I know exactly what Kundera and you are talking about! *chuckles* It is so true, I swear in my second and third language without guilt, never though in my mother tongue, how rude would that be? *hehe*

Adriana said...

I'm so glad you wrote about this! I've always been fascinated by how easy it is to curse in a foreign language as opposed to cursing in your mother tongue :) I have no explanations to offer, but it's definitely true for me. I curse a lot in English and have no misgivings about using the F-word, but I refuse to teach my American friends to curse in Bulgarian. One thing I've noticed is that I only start cursing in Bulgarian when I'm truly mad. I guess English curses just don't cut it when it really matters :) Curious thing, language, isn't it? :) And btw, I personally don't think "po diavolite" is really a curse :)

Elitza said...

"Po dyavolite" to me is simply a less sophisticated way to say "right now I am not as great as you (especially here in the US) expect me to be 24/7." Not a curse really, I agree with Adriana. But this is truly an interesting subject. To take the discussion a step further, I wonder in what language would your kids eventually express themselves when angry - Serbian, Bulgarian, English, or maybe Hungarian?

Jelica said...

I am happy to be vindicated in my belief that 'po dyavolite' is not obscene language at all!

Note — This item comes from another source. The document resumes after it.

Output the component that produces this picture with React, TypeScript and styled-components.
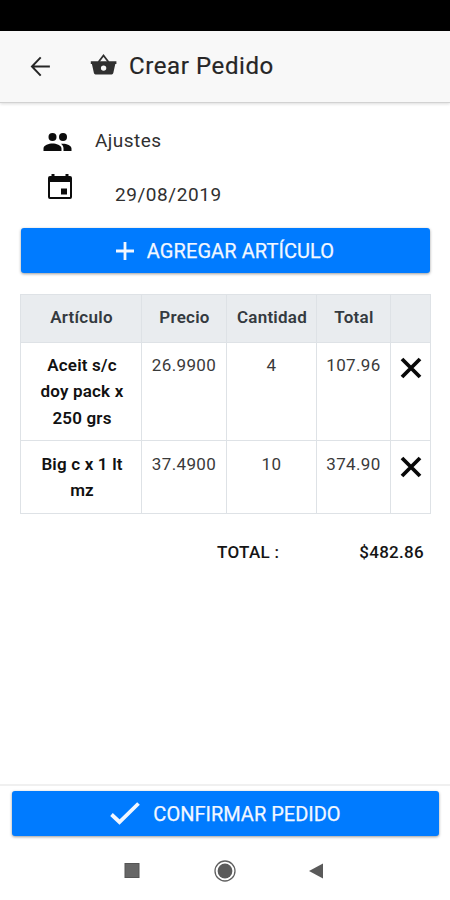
import React from "react";
import styled, { createGlobalStyle } from "styled-components";

const GlobalStyle = createGlobalStyle`
  *, *::before, *::after { box-sizing: border-box; }
  body { margin: 0; background: #fff; font-family: Roboto, "Liberation Sans", sans-serif; color: #1c1c1c; }
`;

const Screen = styled.div`
  display: flex;
  flex-direction: column;
  width: 450px;
  height: 900px;
  background: #fff;
  overflow: hidden;
`;

const StatusBar = styled.div`
  flex: none;
  height: 31px;
  background: #000;
`;

const Header = styled.header`
  flex: none;
  display: flex;
  align-items: center;
  height: 72px;
  padding: 0 0 1px 28px;
  background: #f8f8f8;
  border-bottom: 1px solid #d2d2d2;
  box-shadow: 0 1px 3px rgba(0, 0, 0, 0.14);
`;

const Title = styled.h1`
  margin: 0 0 0 11px;
  font-size: 24px;
  line-height: 30px;
  font-weight: 400;
  letter-spacing: 0.6px;
  color: #262626;
  -webkit-text-stroke: 0.2px #262626;
`;

const Icon = styled.svg<{ $gap?: number }>`
  display: block;
  flex: none;
  margin-left: ${(p) => p.$gap ?? 0}px;
`;

const Content = styled.main`
  flex: 1;
  padding: 22px 19px 0 20px;
`;

const Field = styled.div<{ $indent: number; $height: number }>`
  display: flex;
  align-items: flex-start;
  height: ${(p) => p.$height}px;
  padding-left: ${(p) => p.$indent}px;
`;

const FieldText = styled.span<{ $left: number; $top: number; $spacing: number }>`
  margin: ${(p) => p.$top}px 0 0 ${(p) => p.$left}px;
  font-size: 19px;
  line-height: 24px;
  letter-spacing: ${(p) => p.$spacing}px;
  color: #303030;
`;

const Button = styled.button`
  display: flex;
  align-items: center;
  justify-content: center;
  width: 100%;
  height: 45px;
  padding: 0;
  border: 0;
  border-radius: 3px;
  background: #007bff;
  color: #f2f7ff;
  font: 400 20px/24px Roboto, "Liberation Sans", sans-serif;
  -webkit-text-stroke: 0.25px #f2f7ff;
  box-shadow: 0 1px 3px rgba(0, 0, 0, 0.4);
`;

const AddButton = styled(Button)`
  width: 409px;
  margin-left: 1px;
  padding-right: 1px;
`;

const ButtonLabel = styled.span<{ $spacing: number }>`
  margin-left: 13px;
  letter-spacing: ${(p) => p.$spacing}px;
`;

const Table = styled.table`
  width: 411px;
  margin-top: 21px;
  table-layout: fixed;
  border-collapse: collapse;
  font-size: 17px;
  line-height: 26.4px;
  text-align: center;
`;

const Col = styled.col<{ $width: number }>`
  width: ${(p) => p.$width}px;
`;

const HeadCell = styled.th`
  height: 48px;
  padding: 0 0 2px 1px;
  border: 1px solid #dee2e6;
  background: #e9ecef;
  color: #343a40;
  font-weight: 600;
  letter-spacing: 0.25px;
`;

const Row = styled.tr<{ $height: number }>`
  height: ${(p) => p.$height}px;

  &:last-child > td {
    padding-top: 10px;
  }
`;

const Cell = styled.td`
  padding: 9px 0 0;
  border: 1px solid #dee2e6;
  vertical-align: top;
  letter-spacing: 0.35px;
  color: #3a3a3a;
`;

const NameCell = styled(Cell)`
  padding: 9px 11px 0 13px;
  color: #111;
  font-weight: 600;
  letter-spacing: 0.18px;
`;

const DeleteButton = styled.button`
  display: block;
  margin: 5px auto 0;
  padding: 0;
  border: 0;
  background: none;
`;

const Summary = styled.div`
  display: flex;
  justify-content: space-between;
  margin-top: 25px;
  padding: 0 7px 0 197px;
  font-size: 17px;
  line-height: 26px;
  font-weight: 500;
  color: #151515;
`;

const SummaryLabel = styled.span`
  letter-spacing: 0.3px;
`;

const Amount = styled.span`
  letter-spacing: 0.3px;
`;

const Footer = styled.footer`
  flex: none;
  height: 58px;
  padding: 5px 11px 0 12px;
  border-top: 2px solid #f0f0f0;
`;

const NavBar = styled.nav`
  flex: none;
  display: flex;
  justify-content: center;
  align-items: center;
  height: 58px;
  gap: 69px;
`;

const items = [
  { name: "Aceit s/c doy pack x 250 grs", price: "26.9900", qty: 4, total: "107.96", height: 98 },
  { name: "Big c x 1 lt mz", price: "37.4900", qty: 10, total: "374.90", height: 73 },
];

export default function App() {
  return (
    <>
      <GlobalStyle />
      <Screen>
        <StatusBar />
        <Header>
          <Icon width="25" height="25" viewBox="0 0 24 24" fill="none" stroke="#262626" strokeWidth="1.9">
            <path d="M21 12H4M12.2 3.2 3.8 12l8.4 8.8" />
          </Icon>
          <Icon $gap={37} width="28" height="26" viewBox="0 0 28 26">
            <path d="m8.5 9 5-6.5 5 6.5" fill="none" stroke="#303030" strokeWidth="1.8" />
            <path fill="#303030" fillRule="evenodd" d="M.8 8.3h25.600v2.800h-1.100l-2 9q-.3 1.300-1.600 1.300H5.500q-1.300 0-1.600-1.300l-2-9H.8zM13.600 12.400a2.700 2.700 0 1 0 0 5.400a2.700 2.700 0 1 0 0-5.400z" />
          </Icon>
          <Title>Crear Pedido</Title>
        </Header>
        <Content>
          <Field $indent={23} $height={49}>
            <Icon width="29" height="34" viewBox="0 0 29 34" fill="#0c0c0c">
              <circle cx="9.5" cy="12" r="4" />
              <circle cx="20" cy="12" r="4" />
              <path d="M.5 26v-2.500c0-3.300 5.500-5 9-5s9 1.700 9 5V26zM20.500 26v-2.500c0-2-1-3.500-2.500-4.700 4-.7 10.500 1 10.500 4.700V26z" />
            </Icon>
            <FieldText $left={23} $top={4} $spacing={0.45}>Ajustes</FieldText>
          </Field>
          <Field $indent={27} $height={54}>
            <Icon width="26" height="27" viewBox="0 0 26 27">
              <path fill="#0c0c0c" fillRule="evenodd" d="M4.500 0h3v2h11V0h3v2H23q2 0 2 2v19q0 2-2 2H3q-2 0-2-2V4q0-2 2-2h1.500zM3 8v15h20V8zM14 14.500h6v6h-6z" />
            </Icon>
            <FieldText $left={42} $top={9} $spacing={0.55}>29/08/2019</FieldText>
          </Field>
          <AddButton>
            <Icon width="18" height="18" viewBox="0 0 18 18" stroke="#f2f7ff" strokeWidth="2.8">
              <path d="M0 9h18M9 0v18" />
            </Icon>
            <ButtonLabel $spacing={0.08}>AGREGAR ARTÍCULO</ButtonLabel>
          </AddButton>
          <Table>
            <colgroup>
              <Col $width={121} />
              <Col $width={85} />
              <Col $width={90} />
              <Col $width={74} />
              <Col $width={40} />
            </colgroup>
            <thead>
              <tr>
                <HeadCell>Artículo</HeadCell>
                <HeadCell>Precio</HeadCell>
                <HeadCell>Cantidad</HeadCell>
                <HeadCell>Total</HeadCell>
                <HeadCell />
              </tr>
            </thead>
            <tbody>
              {items.map((item) => (
                <Row key={item.name} $height={item.height}>
                  <NameCell>{item.name}</NameCell>
                  <Cell>{item.price}</Cell>
                  <Cell>{item.qty}</Cell>
                  <Cell>{item.total}</Cell>
                  <Cell>
                    <DeleteButton aria-label="Eliminar">
                      <Icon width="22" height="22" viewBox="0 0 22 22" stroke="#080808" strokeWidth="3.8">
                        <path d="m2 2 18 18M20 2 2 20" />
                      </Icon>
                    </DeleteButton>
                  </Cell>
                </Row>
              ))}
            </tbody>
          </Table>
          <Summary>
            <SummaryLabel>TOTAL :</SummaryLabel>
            <Amount>$482.86</Amount>
          </Summary>
        </Content>
        <Footer>
          <Button>
            <Icon width="30" height="23" viewBox="0 0 30 23" fill="none" stroke="#f2f7ff" strokeWidth="3.8">
              <path d="m1.500 12.500 8 7.500L28.500 1.500" />
            </Icon>
            <ButtonLabel $spacing={0}>CONFIRMAR PEDIDO</ButtonLabel>
          </Button>
        </Footer>
        <NavBar>
          <Icon width="24" height="24" viewBox="0 0 24 24">
            <rect x="5" y="4.5" width="14" height="14" fill="#666" stroke="#555" />
          </Icon>
          <Icon width="24" height="24" viewBox="0 0 24 24">
            <circle cx="12" cy="12" r="10" fill="none" stroke="#606060" strokeWidth="1.3" />
            <circle cx="12" cy="12" r="7.4" fill="#5a5a5a" />
          </Icon>
          <Icon width="24" height="24" viewBox="0 0 24 24">
            <path d="M3 12 17 4.500v15z" fill="#5a5a5a" />
          </Icon>
        </NavBar>
      </Screen>
    </>
  );
}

Eli, I think the kids will curse in the language of their environment--so most probably Hungarian if we are still around when they reach cursing age, or some other language if we (hopefully) move before that. This is partly because they cannot hear any swear words at home (except po dyavolite, but that doesn't count ;) and partly because the language of the environment/school will become dominant eventually.

Elitza said...

I see. This was my indirect way of asking if your kids are actually learning Hungarian. It is very interesting! They will be quite the polyglots before they reach "cursing age," so they will have lots of options. :) I see you sneak in the word "hopefully" when you are talking about moving. Where would you guys like to move? Your blog makes me think that Budapest is a wonderful place for your family, at least for the moment.